A national charity is calling for the Church of England to release land for affordable housing.
A growing number of Christian denominations are disposing of underused or unused land, selling or donating it to developers and housing associations to build new homes, according to the charity Housing Justice.
The Church, one of the country’s biggest landowners, has identified 6,000 acres from its 105,000 acre current stock.
Its property holdings were valued at just under £2bn at the end of 2015 in its last annual report, almost a third of the £6.7bn it owns in assets.
Housing Justice, which runs a national network of homeless night shelters, is also in talks with churches to lease their land for five years or more to allow for modular housing or ‘pop-up’ homes to be erected.
It is not just land, but also unused religious buildings which could be converted into houses.
Jacob Quagliozzi, deputy director of Housing Justice, said: “Church land is an untapped resource.
“We estimate small church-led development could make a significant impact on rural housing need, delivering as much as a third of the level of housing required.”
Many of these would be small sites suitable for small building companies.

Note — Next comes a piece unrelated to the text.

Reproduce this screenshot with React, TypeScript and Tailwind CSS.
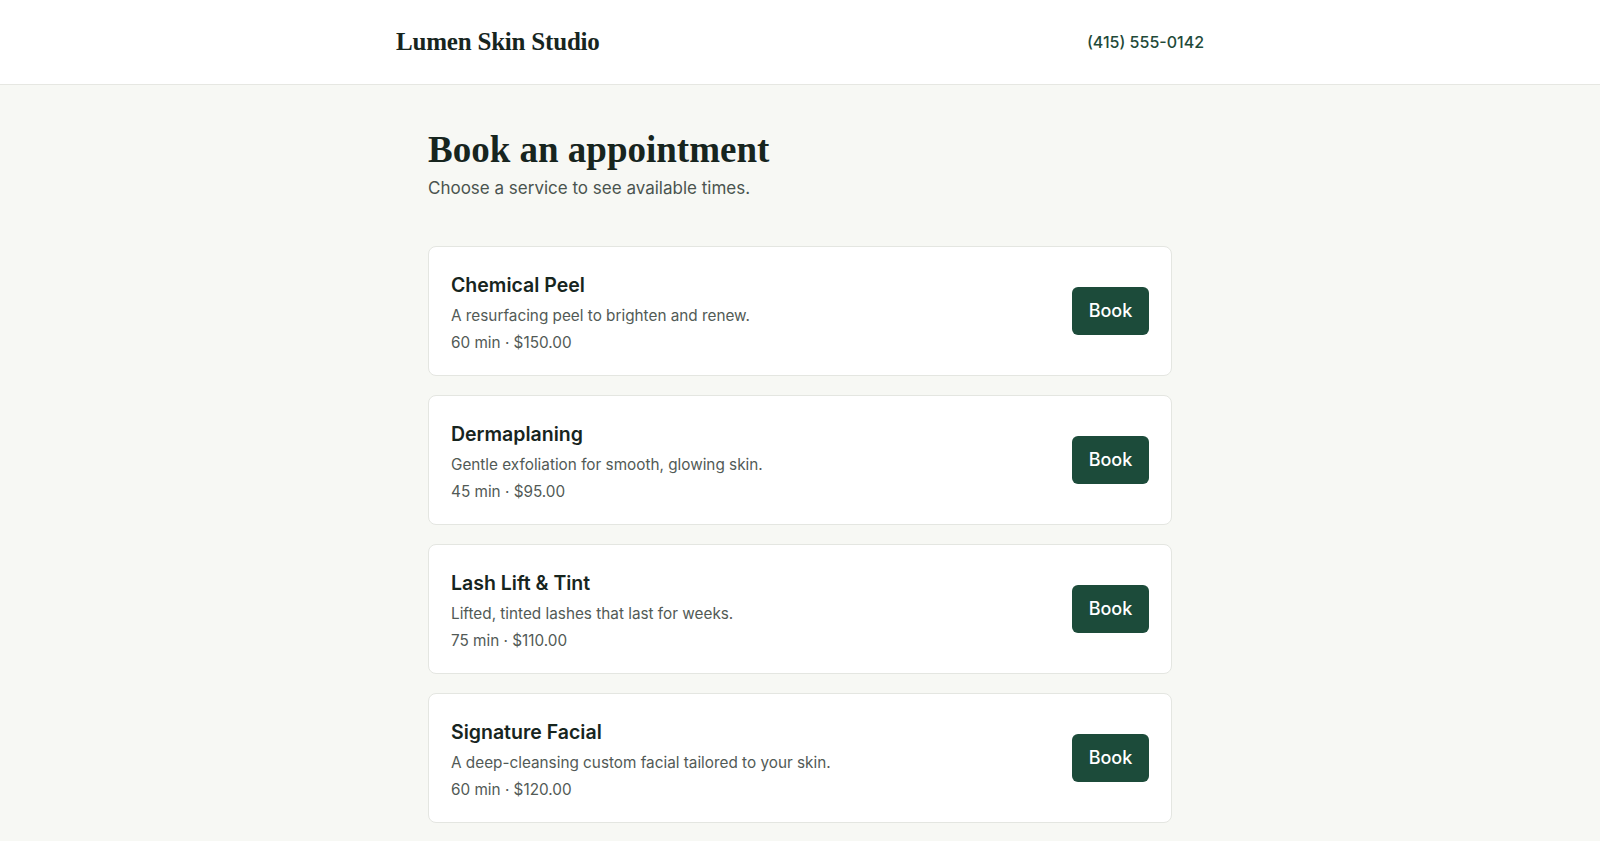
const services = [
  { name: "Chemical Peel", desc: "A resurfacing peel to brighten and renew.", minutes: 60, price: "$150.00" },
  { name: "Dermaplaning", desc: "Gentle exfoliation for smooth, glowing skin.", minutes: 45, price: "$95.00" },
  { name: "Lash Lift & Tint", desc: "Lifted, tinted lashes that last for weeks.", minutes: 75, price: "$110.00" },
  { name: "Signature Facial", desc: "A deep-cleansing custom facial tailored to your skin.", minutes: 60, price: "$120.00" },
];

const serif = "font-['Liberation_Serif',serif]";
const sans = "font-['Inter','Liberation_Sans',sans-serif]";

export default function App() {
  return (
    <div className={`min-h-screen bg-[#f7f8f4] ${sans}`}>
      <header className="h-[85px] border-b border-[#e6e7e2] bg-white">
        <div className="mx-auto flex h-full max-w-[848px] items-center justify-between px-5">
          <span className={`${serif} text-[25px] font-bold tracking-[-0.2px] text-[#17251e]`}>
            Lumen Skin Studio
          </span>
          <a className="text-[16px] font-medium text-[#1f4a39]">(415) 555-0142</a>
        </div>
      </header>

      <main className="mx-auto max-w-3xl px-3 pt-[43px] pb-10">
        <h1 className={`${serif} text-[37px] leading-[44px] font-bold text-[#17251e]`}>Book an appointment</h1>
        <p className="mt-[3px] text-[17px] leading-[26px] text-[#4a544f]">
          Choose a service to see available times.
        </p>

        <div className="mt-[45px] flex flex-col gap-[19px]">
          {services.map((s) => (
            <div
              key={s.name}
              className="flex items-center justify-between rounded-lg border border-[#e4e6e1] bg-white px-[22px] pt-6 pb-5"
            >
              <div>
                <h2 className="text-[19.5px] leading-[28px] font-semibold text-[#17251e]">{s.name}</h2>
                <p className="mt-[5px] text-[15.3px] leading-6 text-[#525a56]">{s.desc}</p>
                <p className="mt-[3px] text-[15.3px] leading-6 text-[#525a56]">
                  {s.minutes} min · {s.price}
                </p>
              </div>
              <button className="mb-[5px] h-12 w-[77px] rounded-md bg-[#1c4b3a] text-[18px] font-medium text-white">
                Book
              </button>
            </div>
          ))}
        </div>
      </main>
    </div>
  );
}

Church land is owned by each of the 41 dioceses in England and according to denomination, so the process of selling it is complicated. In Wales, there has been more success as the church system is centralised, and so it is easier to match land to local authorities or housing associations.
The charity acts as a conduit between church dioceses and developers. Under charity law, the Church can sell land below market value if it is for social housing.